§ Aim:
Select the lines that contain "styles" and copy each of them.
----- Entries -----
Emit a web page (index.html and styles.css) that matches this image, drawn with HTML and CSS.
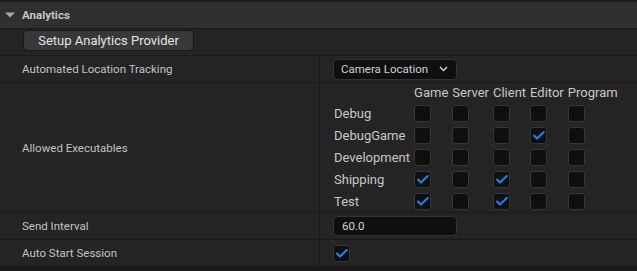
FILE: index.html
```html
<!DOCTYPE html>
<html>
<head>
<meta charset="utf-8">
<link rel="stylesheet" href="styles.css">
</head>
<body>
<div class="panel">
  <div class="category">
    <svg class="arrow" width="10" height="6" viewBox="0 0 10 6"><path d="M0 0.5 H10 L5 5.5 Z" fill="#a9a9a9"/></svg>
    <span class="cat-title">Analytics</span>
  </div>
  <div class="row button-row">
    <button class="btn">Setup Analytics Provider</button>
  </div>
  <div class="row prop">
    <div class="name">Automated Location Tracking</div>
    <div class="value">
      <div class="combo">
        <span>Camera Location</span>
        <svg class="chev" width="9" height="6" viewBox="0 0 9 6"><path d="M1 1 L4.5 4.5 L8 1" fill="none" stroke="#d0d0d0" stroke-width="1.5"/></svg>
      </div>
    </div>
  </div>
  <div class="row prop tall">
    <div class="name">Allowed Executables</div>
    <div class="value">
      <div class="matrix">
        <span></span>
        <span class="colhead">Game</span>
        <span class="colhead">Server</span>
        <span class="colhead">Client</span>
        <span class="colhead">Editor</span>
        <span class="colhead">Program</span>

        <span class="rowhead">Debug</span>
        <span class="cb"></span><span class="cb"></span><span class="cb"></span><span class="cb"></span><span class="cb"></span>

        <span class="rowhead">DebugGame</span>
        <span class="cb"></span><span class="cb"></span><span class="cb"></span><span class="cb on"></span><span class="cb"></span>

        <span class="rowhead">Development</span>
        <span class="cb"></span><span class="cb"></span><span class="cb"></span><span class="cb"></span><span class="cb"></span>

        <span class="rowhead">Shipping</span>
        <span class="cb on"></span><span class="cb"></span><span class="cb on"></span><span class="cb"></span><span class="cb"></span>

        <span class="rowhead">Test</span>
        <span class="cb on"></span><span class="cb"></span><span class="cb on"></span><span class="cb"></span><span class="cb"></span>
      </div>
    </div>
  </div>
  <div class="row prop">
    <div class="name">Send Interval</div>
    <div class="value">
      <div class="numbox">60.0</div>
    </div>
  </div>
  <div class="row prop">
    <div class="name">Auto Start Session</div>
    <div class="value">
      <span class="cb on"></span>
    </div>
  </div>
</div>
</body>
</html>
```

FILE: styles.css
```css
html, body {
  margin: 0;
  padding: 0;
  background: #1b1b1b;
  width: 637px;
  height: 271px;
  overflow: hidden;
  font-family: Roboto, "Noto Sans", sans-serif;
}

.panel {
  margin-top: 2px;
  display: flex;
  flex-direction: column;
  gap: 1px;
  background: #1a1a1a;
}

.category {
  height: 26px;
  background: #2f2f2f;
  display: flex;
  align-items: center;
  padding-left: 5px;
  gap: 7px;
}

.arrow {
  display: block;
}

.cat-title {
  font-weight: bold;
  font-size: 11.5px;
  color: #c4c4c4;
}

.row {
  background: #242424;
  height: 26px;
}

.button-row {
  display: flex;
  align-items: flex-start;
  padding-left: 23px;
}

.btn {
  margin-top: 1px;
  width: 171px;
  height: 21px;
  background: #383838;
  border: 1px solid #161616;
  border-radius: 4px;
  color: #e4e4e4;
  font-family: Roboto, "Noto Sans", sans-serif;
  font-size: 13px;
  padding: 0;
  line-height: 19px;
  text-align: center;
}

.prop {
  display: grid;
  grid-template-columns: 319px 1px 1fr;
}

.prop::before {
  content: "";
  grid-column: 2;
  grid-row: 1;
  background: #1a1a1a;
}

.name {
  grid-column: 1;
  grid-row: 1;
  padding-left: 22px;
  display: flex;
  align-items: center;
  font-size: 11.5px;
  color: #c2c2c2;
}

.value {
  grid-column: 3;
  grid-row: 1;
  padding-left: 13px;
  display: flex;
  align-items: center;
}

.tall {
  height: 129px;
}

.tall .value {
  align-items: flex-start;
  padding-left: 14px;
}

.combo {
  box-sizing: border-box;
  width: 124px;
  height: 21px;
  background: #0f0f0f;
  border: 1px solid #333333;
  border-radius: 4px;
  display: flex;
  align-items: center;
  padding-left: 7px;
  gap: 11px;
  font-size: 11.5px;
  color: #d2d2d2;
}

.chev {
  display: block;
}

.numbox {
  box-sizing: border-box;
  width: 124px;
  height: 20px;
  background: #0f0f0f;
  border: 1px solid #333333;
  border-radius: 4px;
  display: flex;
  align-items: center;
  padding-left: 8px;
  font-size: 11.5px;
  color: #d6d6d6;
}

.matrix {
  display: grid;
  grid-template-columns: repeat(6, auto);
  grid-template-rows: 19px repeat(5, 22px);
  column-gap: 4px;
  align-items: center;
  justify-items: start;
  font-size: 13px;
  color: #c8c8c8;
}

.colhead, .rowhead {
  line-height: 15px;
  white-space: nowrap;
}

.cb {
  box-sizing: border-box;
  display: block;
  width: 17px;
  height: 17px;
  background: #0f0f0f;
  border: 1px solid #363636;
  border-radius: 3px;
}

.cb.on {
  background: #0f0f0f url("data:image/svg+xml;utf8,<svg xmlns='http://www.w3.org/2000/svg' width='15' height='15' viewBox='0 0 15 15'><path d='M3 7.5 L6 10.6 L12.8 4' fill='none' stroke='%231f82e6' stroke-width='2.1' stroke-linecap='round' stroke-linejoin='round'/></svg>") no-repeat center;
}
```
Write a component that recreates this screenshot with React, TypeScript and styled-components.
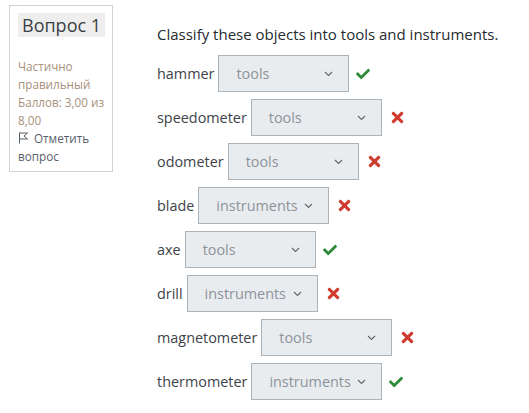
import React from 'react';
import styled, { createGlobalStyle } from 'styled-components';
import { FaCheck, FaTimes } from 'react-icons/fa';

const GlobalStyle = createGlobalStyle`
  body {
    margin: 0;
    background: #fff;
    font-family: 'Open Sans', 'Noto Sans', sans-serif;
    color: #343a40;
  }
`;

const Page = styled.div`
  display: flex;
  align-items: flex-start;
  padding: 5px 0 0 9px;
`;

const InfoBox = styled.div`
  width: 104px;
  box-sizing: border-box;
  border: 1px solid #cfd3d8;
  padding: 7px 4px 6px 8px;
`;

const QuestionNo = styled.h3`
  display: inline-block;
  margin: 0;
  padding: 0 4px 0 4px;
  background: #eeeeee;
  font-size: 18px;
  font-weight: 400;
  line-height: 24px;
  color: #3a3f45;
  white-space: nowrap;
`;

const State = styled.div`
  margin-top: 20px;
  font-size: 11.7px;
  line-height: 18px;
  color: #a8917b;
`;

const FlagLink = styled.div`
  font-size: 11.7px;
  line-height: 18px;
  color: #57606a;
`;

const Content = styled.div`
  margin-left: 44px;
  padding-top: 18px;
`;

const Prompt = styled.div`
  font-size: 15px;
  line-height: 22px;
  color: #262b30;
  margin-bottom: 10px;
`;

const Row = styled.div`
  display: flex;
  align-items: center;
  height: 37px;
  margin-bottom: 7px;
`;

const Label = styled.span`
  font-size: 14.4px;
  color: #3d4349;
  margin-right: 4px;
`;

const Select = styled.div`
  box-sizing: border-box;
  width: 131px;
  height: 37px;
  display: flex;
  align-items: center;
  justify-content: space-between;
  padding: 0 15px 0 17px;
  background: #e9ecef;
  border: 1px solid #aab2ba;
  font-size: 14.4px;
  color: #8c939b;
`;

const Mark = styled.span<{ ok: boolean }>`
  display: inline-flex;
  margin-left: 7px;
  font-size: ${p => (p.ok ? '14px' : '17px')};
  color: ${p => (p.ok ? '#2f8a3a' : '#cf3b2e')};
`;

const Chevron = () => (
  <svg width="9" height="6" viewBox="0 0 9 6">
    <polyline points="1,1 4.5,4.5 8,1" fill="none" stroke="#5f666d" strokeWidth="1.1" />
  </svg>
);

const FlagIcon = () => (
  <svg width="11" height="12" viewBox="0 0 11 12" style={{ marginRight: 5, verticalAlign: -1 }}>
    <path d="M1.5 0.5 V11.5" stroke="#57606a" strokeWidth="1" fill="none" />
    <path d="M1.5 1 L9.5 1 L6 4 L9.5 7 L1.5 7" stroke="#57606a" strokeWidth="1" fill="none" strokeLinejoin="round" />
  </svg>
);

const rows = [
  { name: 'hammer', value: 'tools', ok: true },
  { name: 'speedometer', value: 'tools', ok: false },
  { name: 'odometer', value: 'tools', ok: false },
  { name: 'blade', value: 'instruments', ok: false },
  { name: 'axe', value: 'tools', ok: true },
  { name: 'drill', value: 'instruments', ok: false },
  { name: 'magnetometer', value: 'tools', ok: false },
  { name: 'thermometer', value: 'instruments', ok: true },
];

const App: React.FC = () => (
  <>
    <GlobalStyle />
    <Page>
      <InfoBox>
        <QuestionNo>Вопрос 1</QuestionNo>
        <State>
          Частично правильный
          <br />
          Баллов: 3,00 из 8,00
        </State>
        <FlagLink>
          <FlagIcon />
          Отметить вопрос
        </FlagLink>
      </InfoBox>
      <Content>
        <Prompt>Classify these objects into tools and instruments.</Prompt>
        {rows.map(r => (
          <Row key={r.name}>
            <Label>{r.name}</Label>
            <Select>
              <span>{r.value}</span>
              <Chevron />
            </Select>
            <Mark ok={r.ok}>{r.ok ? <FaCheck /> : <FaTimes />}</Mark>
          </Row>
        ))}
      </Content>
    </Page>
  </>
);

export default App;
-----
§ Output for this exercise:
Emit a web page (index.html and styles.css) that matches this image, drawn with HTML and CSS.
<link rel="stylesheet" href="styles.css">
FILE: styles.css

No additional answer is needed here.